Whatever the commerce minister’s declarations, exports have declined and a change in the scenario is not in sight in the foreseeable future. His assurances have no bearing on hard facts, here or elsewhere. Importers of Pakistani goods abroad are known to be undergoing a time of recession; they have gone out of pocket — their means have been scuttled if not that. Their customers are feeling the pinch. If importing countries do not quickly start breathing evenly, Pakistan’s exports would be labouring even more heavily. They would remain on the sliding down course.

That would produce negative fall-out and stretch the existing trail of hardship. Some export-based industries would be constrained to trim operations and consequently the size; the minor ones may be driven to the exit door. Our wages would record a cut in overall national earnings and an addition to the swelling ranks of the unemployed. Neither sphere has been in robust health for years. Further decline in either could be difficult to bear; together, they would be a heavy extra straw.

The industrial sector is in a state of stagnation for some time. No fault of the present administration though its policies have added to hurdles in its revival, or at least better performance. The needs of the sector have not been met because the administration started with suspicion of its motives and subjected some of the sector’s top men to unwarranted rough treatment. That did not make for conditions conductive for encouraging the sector. Businessmen have been similarly alienated.

Streamlining of the system was undeniably over-due but the government’s methods of implementing the policy were crude and ended up antagonising the business community. Neither was the policy precisely worked out; details were left vague and that resulted in the persistence of the problem that has been the bane of revenue collection: the authority to interpret rules and adjudicate problems unilaterally remained with officials.

As a result of gross mishandling of the GST issue, distrust between the government and the community of vital taxpayers has deepened. This segment is not to defendable but what happened was that known basic causes of the malaise were not removed, neither was the system’s efficiency and trustworthiness enhanced.
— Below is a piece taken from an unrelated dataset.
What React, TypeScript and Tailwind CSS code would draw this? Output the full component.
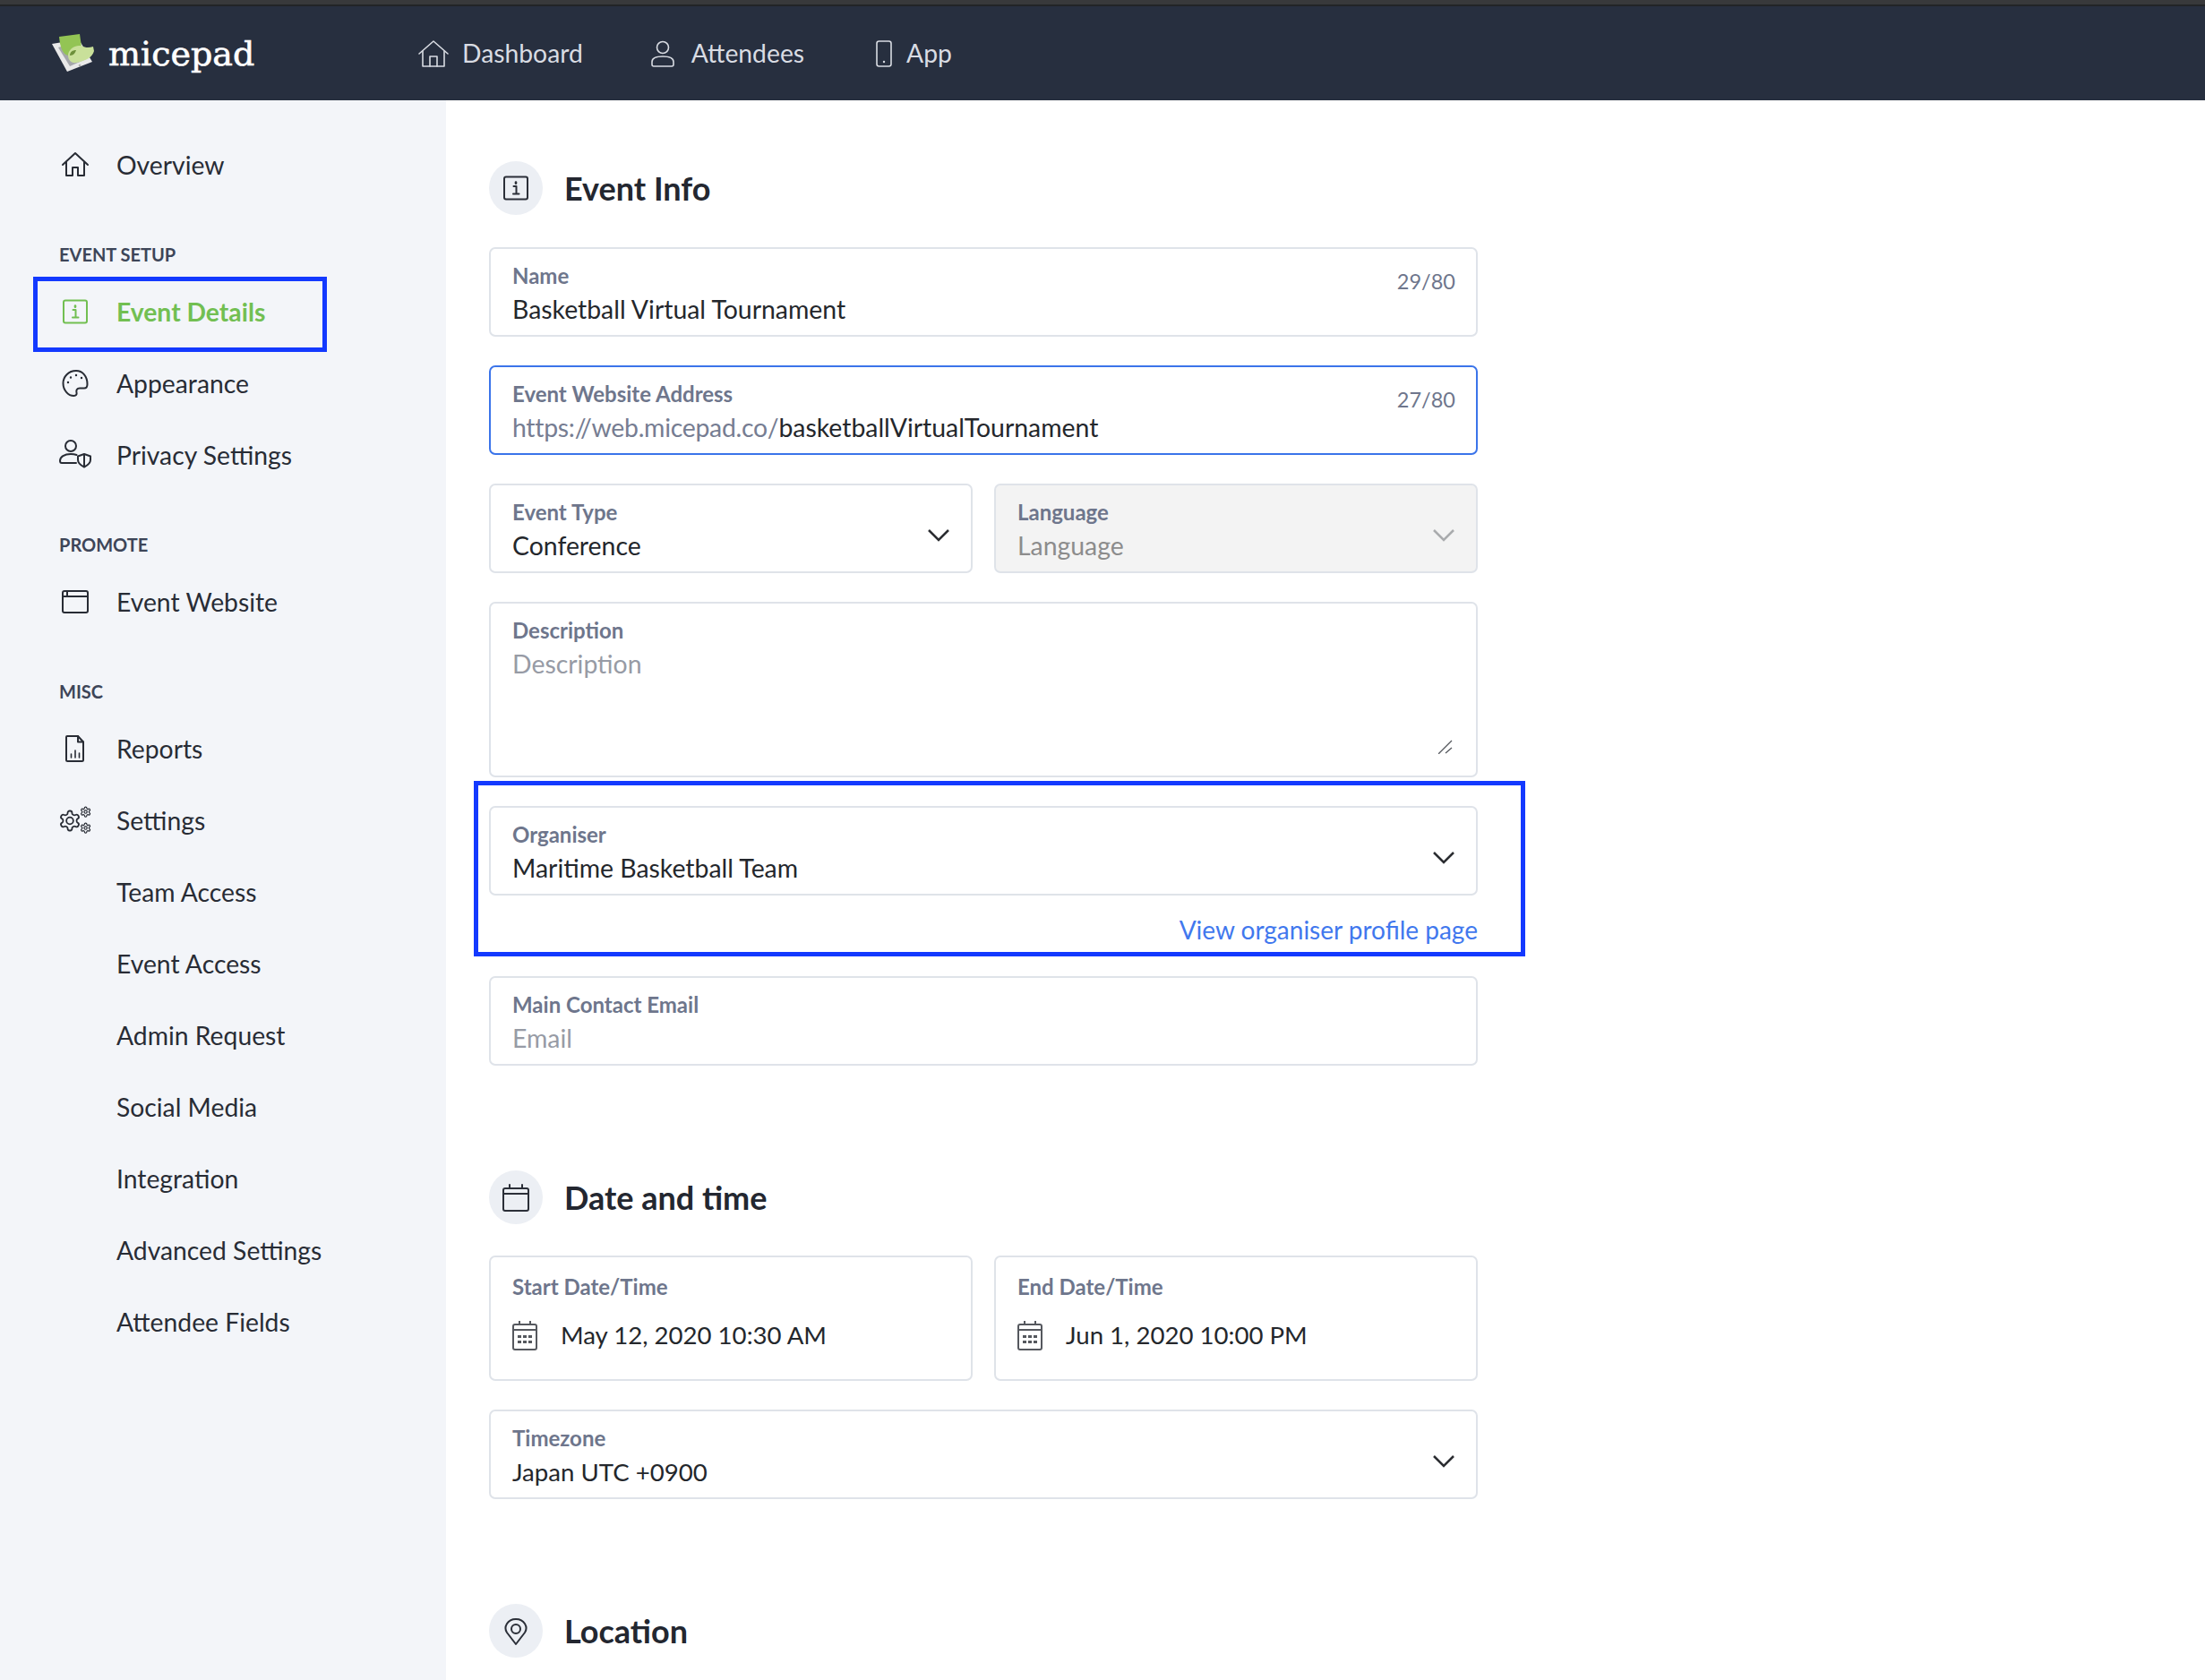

The government’s taxation policies and levying of GST are an example of the road to hell being paved with good intentions. The simplistic uniformed administrators were taken down the garden path by the tax collection establishment that has the reputation of being both cunning and corrupt. The sum total is an immensemess. More unfortunately, an adamant administration is not willing to admit its mistakes and insists on proving that its policy is in the best interests of the country.

One realizes the predicament of the government; many of its decisions are IMF-dictated. It is a measure of regret that officials have lacked the capacity to clearly and specifically identify pitfalls to the agency and surrendered without an effort to convince foreign experts of the local context of management of policies forced on Pakistan. Whether it is their failure or unfair pressures of IMF, the result is negative. The community that can pay has been antagonized. That should read fall in revenue.

The investment scene was almost barren when the army took over two years back. It has become even more infertile since then. The demonstrated distrust of the authorities of the business and industrial segments has been an additional negative factor blocking investment; this is particularly true of foreign investments. What any investor would want is stability of the system in which he was making an investment. No assurances from the government can satisfy people on this count. Investors make their own assessments and they are not sentimental people. They are guided by pros and cons. The current lay of the investment land is anything but encouraging and investors consequently are watching for positive developments.

The issue that escapes the authorities is that the stability of a regime is not the same thing as the stability of the systems of government. The present administration is a period of transition; this is the government’s own definition as well as the verdict of the court that gave it permission to rule. Unless this issue is clarified to the satisfaction of investors, there can be little hope of generating fresh industrial activity; financing would remain frozen for new projects.

The area on which the government can concentrate fruitfully and which holds the best hope for the country’s economy is agriculture but it continues to remain mismanaged— oppressively and exploitatively managed. An additional constraint has arrived in the form of water shortage. Only nature can bail us out as far as water is concerned. It hasn’t been favourable for some time. But the farmers have fought the odds courageously and rewardingly.

However, the government can still do something. It can build the confidence of the farming community that is in a state of despair after the last wheat crop that left them high and dry. Cotton is another crop that has, despite the worldwide slump in the community’s prices, the potential to resuscitate Pakistan’s economy. Reports about the present crop are good. If the farmers receive their rightful share, they would be better motivated for the crop next year. A fair deal to them would improve ground conditions for the next wheat crop too. Focus on edible oil crops can also result in a substantial contribution to the economy.

Agriculture has always been described as the backbone of Pakistan’s economy but it has been treated as a dispensable limb. Time has come to give the sector its due because agriculture produce is Pakistan’s only consistently reliable resource, particularly as the problems we have on our hands at this point in time would not vanish soon. They are certain to persist and would not be solved by any amount of foreign help, even if it is in the form of laid and not loans.